With his brilliant work on the design of the Chevrolet Volt, which was unveiled in 2007, Jelani Aliyu is considered by many to be the super star of the General Motors renaissance.

Quotable Quotes of Jelani Aliyu from Past Interview


.. On why he chose to automotive designing?
"I’ve always loved drawing. Things around me, objects, people, plants, also stuff from my imagination. Growing up, I’ve always loved science fiction and in the movies you’d see a lot of alien spacecraft and other futuristic, imaginative things that would inspire me to look beyond. I also love cars a lot, even though then we didn’t have Ferraris in Sokoto. But we did have magazines in which I saw them and they inspired me, too. So I put together my love for drawing and cars and decided to be a car designer."

On desirability of vibrant Nigerian Automotive Industry...
"If you look at the market, Nigeria’s population is over a hundred and seventy million. Lots of people live in remote areas and even in our cities we need new and more effective transport solutions. So this is the time to really have something in place in terms of cars for Nigeria."
On leaving University and then heading to Polytechnics...
"Where I work now, General Motors (GM) that is, up till now they haven’t asked for my degree or the certificate. They’ve never seen it. All they care about is what I can design and produce. When they offered me a job, it was not based on the certificate but on the design presentations that I’d made. It shows the emphasis they give to creativity and the capability each individual has. And that’s what Nigerians and Nigerian institutions need to do, to look beyond the certificate, paper or whatever they call it."
On what inspires him..
"I get a lot from nature. I get inspired by the low leaf on the lean tree, grain of rice, looking at animals on the Serengeti, the cheetah, the giraffe and so on. We live on a truly magical planet and that’s the source of my inspiration."

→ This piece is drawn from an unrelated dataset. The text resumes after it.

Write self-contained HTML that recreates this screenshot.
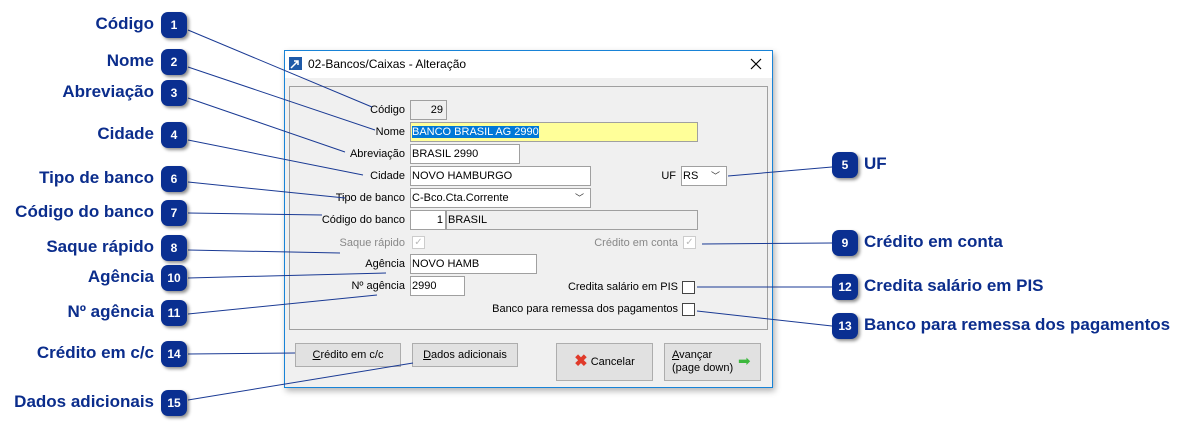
<!DOCTYPE html>
<html><head><meta charset="utf-8"><style>
body{margin:0;width:1199px;height:431px;background:#fff;position:relative;overflow:hidden;font-family:"Liberation Sans",sans-serif}
.a{position:absolute}
.b{position:absolute;width:26px;height:26px;border-radius:7px;background:#0a2f91;color:#fff;font:bold 12px "Liberation Sans",sans-serif;text-align:center;line-height:26px;box-shadow:2px 2px 3px rgba(0,0,0,.45)}
.L{position:absolute;font:bold 17px "Liberation Sans",sans-serif;color:#0b2d8c;white-space:nowrap}
.R{text-align:right}
.t{position:absolute;font-size:11px;color:#000;white-space:nowrap}
.lab{position:absolute;font-size:11px;text-align:right;white-space:nowrap}
.f{position:absolute;background:#fff;border:1px solid #a0a0a0;font-size:11px;line-height:18px;box-sizing:border-box;padding-left:1px;white-space:nowrap}
.cb{position:absolute;width:13px;height:13px;border:1px solid #444;background:#fff;box-sizing:border-box}
.btn{position:absolute;background:#e1e1e1;border:1px solid #adadad;box-sizing:border-box;font-size:11px;text-align:center}
.dd{position:absolute;right:6px;top:0px;font-size:9px;color:#333}
</style></head><body>
<div class="a" style="left:284px;top:50px;width:489px;height:338px;border:1px solid #1883d7;background:#f0f0f0;box-sizing:border-box;box-shadow:2px 3px 6px rgba(0,0,0,.3)"></div>
<div class="a" style="left:285px;top:51px;width:487px;height:27px;background:#fff"></div>
<svg class="a" style="left:289px;top:57px" width="13" height="13"><rect width="13" height="13" fill="#1e5aa8"/><path d="M2 11L9 4M5 4h4v4" stroke="#fff" stroke-width="1.5" fill="none"/></svg>
<div class="t" style="left:308px;top:57px;font-size:12px">02-Bancos/Caixas - Alteração</div>
<svg class="a" style="left:750px;top:58px" width="12" height="12"><path d="M1 1L11 11M11 1L1 11" stroke="#000" stroke-width="1.2"/></svg>
<div class="a" style="left:289px;top:86px;width:479px;height:244px;border:1px solid #a0a0a0;box-sizing:border-box"></div>

<div class="lab" style="right:794px;top:104px">Código</div>
<div class="f" style="left:410px;top:100px;width:37px;height:20px;background:#f0f0f0;text-align:right;padding-right:3px">29</div>
<div class="lab" style="right:794px;top:126px">Nome</div>
<div class="f" style="left:410px;top:122px;width:288px;height:20px;background:#ffff99"><span style="background:#0078d7;color:#fff">BANCO BRASIL AG 2990</span></div>
<div class="lab" style="right:794px;top:148px">Abreviação</div>
<div class="f" style="left:410px;top:144px;width:110px;height:20px">BRASIL 2990</div>
<div class="lab" style="right:794px;top:170px">Cidade</div>
<div class="f" style="left:410px;top:166px;width:181px;height:20px">NOVO HAMBURGO</div>
<div class="lab" style="right:523px;top:170px">UF</div>
<div class="f" style="left:681px;top:166px;width:46px;height:20px">RS<span class="dd">﹀</span></div>
<div class="lab" style="right:794px;top:192px">Tipo de banco</div>
<div class="f" style="left:410px;top:188px;width:181px;height:20px">C-Bco.Cta.Corrente<span class="dd">﹀</span></div>
<div class="lab" style="right:794px;top:214px">Código do banco</div>
<div class="f" style="left:410px;top:210px;width:36px;height:20px;text-align:right;padding-right:2px">1</div>
<div class="f" style="left:446px;top:210px;width:252px;height:20px;background:#f0f0f0">BRASIL</div>
<div class="lab" style="right:794px;top:237px;color:#888">Saque rápido</div>
<div class="cb" style="left:412px;top:236px;border-color:#ccc;color:#bbb;font-size:10px;line-height:11px;text-align:center">✓</div>
<div class="lab" style="right:521px;top:237px;color:#888">Crédito em conta</div>
<div class="cb" style="left:683px;top:236px;border-color:#ccc;color:#bbb;font-size:10px;line-height:11px;text-align:center">✓</div>
<div class="lab" style="right:794px;top:258px">Agência</div>
<div class="f" style="left:410px;top:254px;width:127px;height:20px">NOVO HAMB</div>
<div class="lab" style="right:794px;top:280px">Nº agência</div>
<div class="f" style="left:410px;top:276px;width:55px;height:20px">2990</div>
<div class="lab" style="right:521px;top:281px">Credita salário em PIS</div>
<div class="cb" style="left:682px;top:281px"></div>
<div class="lab" style="right:521px;top:303px">Banco para remessa dos pagamentos</div>
<div class="cb" style="left:682px;top:303px"></div>

<div class="btn" style="left:295px;top:343px;width:106px;height:24px;line-height:22px"><u>C</u>rédito em c/c</div>
<div class="btn" style="left:412px;top:343px;width:106px;height:24px;line-height:22px"><u>D</u>ados adicionais</div>
<div class="btn" style="left:556px;top:343px;width:97px;height:38px;line-height:36px"><span style="color:#e03a2a;font-weight:bold;font-size:16px;vertical-align:middle">✖</span> Cancelar</div>
<div class="btn" style="left:664px;top:343px;width:97px;height:38px;text-align:left;padding:5px 0 0 7px;line-height:13px"><u>A</u>vançar<br>(page down)<span class="a" style="left:73px;top:11px;color:#3db83d;font-size:15px">➡</span></div>

<svg class="a" style="left:0;top:0" width="1199" height="431"><g stroke="#1a3a94" stroke-width="1" fill="none">
<line x1="188" y1="30" x2="372" y2="107"/>
<line x1="188" y1="67" x2="375" y2="130"/>
<line x1="188" y1="98" x2="345" y2="152"/>
<line x1="188" y1="140" x2="363" y2="175"/>
<line x1="188" y1="182" x2="345" y2="198"/>
<line x1="188" y1="213" x2="322" y2="215"/>
<line x1="188" y1="250" x2="340" y2="253"/>
<line x1="188" y1="278" x2="386" y2="273"/>
<line x1="188" y1="314" x2="377" y2="295"/>
<line x1="188" y1="354" x2="295" y2="353"/>
<line x1="188" y1="400" x2="413" y2="363"/>
<line x1="832" y1="167" x2="728" y2="176"/>
<line x1="832" y1="243" x2="702" y2="244"/>
<line x1="832" y1="287" x2="697" y2="287"/>
<line x1="832" y1="326" x2="697" y2="311"/>
</g></svg>

<div class="b" style="left:161px;top:12px">1</div><div class="L R" style="right:1045px;top:14px">Código</div>
<div class="b" style="left:161px;top:49px">2</div><div class="L R" style="right:1045px;top:51px">Nome</div>
<div class="b" style="left:161px;top:80px">3</div><div class="L R" style="right:1045px;top:82px">Abreviação</div>
<div class="b" style="left:161px;top:122px">4</div><div class="L R" style="right:1045px;top:124px">Cidade</div>
<div class="b" style="left:161px;top:166px">6</div><div class="L R" style="right:1045px;top:168px">Tipo de banco</div>
<div class="b" style="left:161px;top:200px">7</div><div class="L R" style="right:1045px;top:202px">Código do banco</div>
<div class="b" style="left:161px;top:235px">8</div><div class="L R" style="right:1045px;top:237px">Saque rápido</div>
<div class="b" style="left:161px;top:265px">10</div><div class="L R" style="right:1045px;top:267px">Agência</div>
<div class="b" style="left:161px;top:300px">11</div><div class="L R" style="right:1045px;top:302px">Nº agência</div>
<div class="b" style="left:161px;top:341px">14</div><div class="L R" style="right:1045px;top:343px">Crédito em c/c</div>
<div class="b" style="left:161px;top:390px">15</div><div class="L R" style="right:1045px;top:392px">Dados adicionais</div>
<div class="b" style="left:832px;top:152px">5</div><div class="L" style="left:864px;top:154px">UF</div>
<div class="b" style="left:832px;top:230px">9</div><div class="L" style="left:864px;top:232px">Crédito em conta</div>
<div class="b" style="left:832px;top:274px">12</div><div class="L" style="left:864px;top:276px">Credita salário em PIS</div>
<div class="b" style="left:832px;top:313px">13</div><div class="L" style="left:864px;top:315px">Banco para remessa dos pagamentos</div>
</body></html>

Over time, tech has developed. How has this affected the way you design cars now?
On Design now and in the Past...
"When I first went for a course on Creative Studies, all the drawing and designing were done on paper. But now it’s all digital. From the first sketch to advanced levels like error testing or dynamism, everything is done digitally now. An important thing is that it also depends on the individual. Everyone has a way of coming up with a concept. For me, the best way is just to sit with a pen and paper and keep coming out with solutions as I watch nature on Discovery Channel. Once I do that, I just scan it in. I guess that was what happened with the Volt. I kind of came up with the feel and look at home watching TV and went through a number of them, saying to myself ‘this is really good’. Digital saves time and money and makes the designing process more effective."

Do you think the automobile industry is going to pick up in Nigeria anytime soon?
"I think with the new automotive policy, with the support the government is giving to the industry, it has begun to create the momentum needed. We just need to continue pushing it through the next stages, especially in terms of enabling a Nigerian vehicle that is conceptualized, designed and developed by Nigerians for Nigerians in Nigeria. When I say Nigerian vehicle, I don’t necessarily mean the whole thing, but a vehicle designed specifically for the Nigerian populace. A vehicle in tune with the history, culture, environment and economic structure of the people, and I think we are heading there."

"We have a unique, extreme environment so if we have a vehicle that works in Africa, it would work better elsewhere in the world."

On Local Talents... 
"I have had several encounters which are quite fascinating, especially in the old model field. There are a couple of young talented young men that I have really been impressed with. What we are really doing right now is trying to get them admission into schools abroad. What I’d really like to say is that the state government where this talented youth comes from should support them. I had the privilege of getting a Sokoto State scholarship. We need creativity and we need to appreciate that our country needs more than just doctors and lawyers. For a country to move forward, an integral part of that developmental process is Industrial Design. So we need to understand the importance of that sector by training people who already have a talent."